All that resolution means a ton of data—an 8K image is 7,680 pixels wide by 4,320 pixels tall: that’s four times the resolution of a 4K image, which in turn has four times the resolution of a standard HD frame. It adds up to 33 million pixels, and at 60 frames per second with HDR (High Dynamic Range) 10 bit and multi-channel immersive audio, that’s up to 48 Gbps per second RAW—a serious challenge for livestreaming.

The raw signal from OBS’s 8K cameras goes up to the Intel Broadcast Server at IBC, where it’s encoded on servers powered by Intel® Xeon® processors, using Intel® AMX AI accelerator and Deep Learning Boost (Intel® DL Boost) technology. The workflow is able to compress that incoming 48 Gbps 8K stream on the fly (the process takes within 200-400 milliseconds) to a 40-60 megabyte per second stream for distribution using the latest H.266/VVC (Versatile Video Coding) standards.

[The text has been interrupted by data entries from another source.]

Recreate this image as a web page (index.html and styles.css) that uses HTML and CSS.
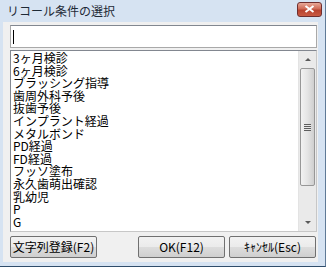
FILE: index.html
```html
<!DOCTYPE html>
<html lang="ja">
<head>
    <meta charset="UTF-8">
    <title>リコール条件の選択</title>
    <link rel="stylesheet" href="styles.css">
</head>
<body>
    <div class="window">
        <div class="titlebar">
            <span class="title">リコール条件の選択</span>
            <span class="btn-close">
                <svg width="11" height="8" viewBox="0 0 11 8"><path d="M1.5 1 L9.5 7 M9.5 1 L1.5 7" stroke="#fff" stroke-width="2"/></svg>
            </span>
        </div>
        <div class="content">
            <div class="text-input"><span class="caret"></span></div>

            <!-- リスト -->
            <div class="listbox">
                <ul class="items">
                    <li>3ヶ月検診</li>
                    <li>6ヶ月検診</li>
                    <li>ブラッシング指導</li>
                    <li>歯周外科予後</li>
                    <li>抜歯予後</li>
                    <li>インプラント経過</li>
                    <li>メタルボンド</li>
                    <li>PD経過</li>
                    <li>FD経過</li>
                    <li>フッソ塗布</li>
                    <li>永久歯萌出確認</li>
                    <li>乳幼児</li>
                    <li>P</li>
                    <li>G</li>
                </ul>
                <div class="scrollbar">
                    <div class="arrow arrow-up"></div>
                    <div class="track">
                        <div class="thumb"><span class="grip"></span></div>
                    </div>
                    <div class="arrow arrow-down"></div>
                </div>
            </div>

            <div class="buttons">
                <button type="button" class="btn btn-register">文字列登録(F2)</button>
                <div class="right-buttons">
                    <button type="button" class="btn">OK(F12)</button>
                    <button type="button" class="btn">ｷｬﾝｾﾙ(Esc)</button>
                </div>
            </div>
        </div>
    </div>
</body>
</html>
```

FILE: styles.css
```css
html, body {
    margin: 0;
    padding: 0;
}
body {
    font-family: "Noto Sans CJK JP", "DejaVu Sans", sans-serif;
    font-size: 12px;
    color: #000;
}
.window {
    width: 326px;
    height: 267px;
    box-sizing: border-box;
    background: #d6e3f2;
    border-right: 1px solid #5f7a97;
    border-bottom: 1px solid #2f4d6b;
    padding: 0 7px 4px 3px;
    display: flex;
    flex-direction: column;
}
.titlebar {
    height: 22px;
    display: flex;
    align-items: center;
    justify-content: space-between;
    padding-left: 4px;
}
.title {
    font-size: 12px;
    color: #1e2a36;
    line-height: 14px;
}
.btn-close {
    width: 25px;
    height: 15px;
    margin-right: -4px;
    margin-top: -4px;
    box-sizing: border-box;
    border: 1px solid #6f2f2f;
    border-radius: 3px;
    background: linear-gradient(#e8a898, #cf6a55 45%, #b8432f 55%, #c95b44);
    display: flex;
    align-items: center;
    justify-content: center;
}
.content {
    flex: 1;
    background: #f0f0f0;
    padding: 3px 1px 0 7px;
    display: flex;
    flex-direction: column;
}
.text-input {
    height: 23px;
    box-sizing: border-box;
    border: 1px solid #a9a9a9;
    border-top-color: #828790;
    background: #fff;
    padding: 4px 2px;
}
.caret {
    display: block;
    width: 1px;
    height: 14px;
    background: #000;
}
.listbox {
    margin-top: 2px;
    height: 182px;
    box-sizing: border-box;
    border: 1px solid #828790;
    border-right-color: #c7c7c7;
    border-bottom-color: #c7c7c7;
    background: #fff;
    display: flex;
}
.items {
    flex: 1;
    list-style: none;
    margin: 0;
    padding: 1px 0 0 2px;
}
.items li {
    height: 12.6px;
    line-height: 12.6px;
    white-space: nowrap;
}
.scrollbar {
    width: 17px;
    background: #eaeaea;
    border-left: 1px solid #e3e3e3;
    display: flex;
    flex-direction: column;
}
.arrow {
    height: 17px;
    position: relative;
}
.arrow::after {
    content: "";
    position: absolute;
    left: 6px;
    border-left: 3px solid transparent;
    border-right: 3px solid transparent;
}
.arrow-up::after {
    top: 7px;
    border-bottom: 3px solid #5a5a5a;
}
.arrow-down::after {
    top: 7px;
    border-top: 3px solid #5a5a5a;
}
.track {
    flex: 1;
}
.thumb {
    height: 118px;
    margin: 0 1px;
    box-sizing: border-box;
    border: 1px solid #979797;
    border-radius: 2px;
    background: linear-gradient(to right, #f2f2f2, #e4e4e4 50%, #cfcfcf);
    display: flex;
    align-items: center;
    justify-content: center;
}
.grip {
    width: 7px;
    height: 7px;
    background: repeating-linear-gradient(#5e5e5e 0 1px, #e8e8e8 1px 2px);
}
.buttons {
    margin-top: 4px;
    display: flex;
    justify-content: space-between;
    padding-right: 1px;
}
.right-buttons {
    display: flex;
    gap: 4px;
}
.btn {
    width: 87px;
    height: 22px;
    padding: 0;
    font-family: inherit;
    font-size: 12px;
    line-height: 14px;
    color: #000;
    border: 1px solid #707070;
    border-radius: 2px;
    background: linear-gradient(#f2f2f2, #ebebeb 50%, #dddddd 50%, #cfcfcf);
}
```
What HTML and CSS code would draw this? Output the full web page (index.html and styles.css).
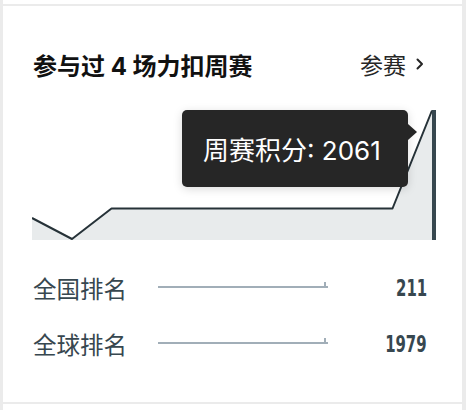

“We get the signal at 48 Gigabit per second RAW from OBS,” says Velhal, “and from there, everything downstream we basically handle. Technically, we can take any 8K live sports and events feed directly to our server-based workflow and deliver globally on our own.”

The world is still at the beginning of 8K adoption, and while outside of the Japanese market there aren’t many 8K OTT devices yet, viewers with select Intel-powered desktops—powered by the 14th Gen Intel® Core™ I9 with Intel® Arc GPU, Intel® Core™ Ultra processors-based laptops connected to 8K TV—are in luck. Those machines are capable enough to decode 8K content, enabling viewers to experience the full, rich detail of the broadcasts of the future right now.

Looking to the future: beyond the biggest stage

The Olympic Games—the world’s biggest athletic stage—offers a jumping-off point for future innovations. These advances pave the way for a better, richer, more immersive, more personalized experience for sports fans everywhere—and for the future of television.

“We are using the Olympics as a gateway to solve some of the most complex challenges in the technical world,” says Velhal. “Intel is one of the only companies on the planet that can do it end-to-end because we have data center to client to edge and everything in between to define the future of the broadcast industry.”

“The automatic highlights generation platform is already well-established around the world, but this is the first time it's being applied at the Olympic Games,” says Willock. “It’s a great testimonial for how it manages diversity of competition, diversity of events, and simultaneous content.”

“There’s a real opportunity,” says Sarah Vickers, leader of Intel’s Olympic and Paralympic Games Program, “to show the breadth of our technology capabilities and then take those examples and show our customers and partners how we can scale. The opportunities are extensive for getting much more customized content to that fan at home. And if you think about some countries that don’t have big broadcast budgets, they’ll be able to get customized AI feeds that let them tell that country’s story for the day. And that’s content that might not have been produced before.”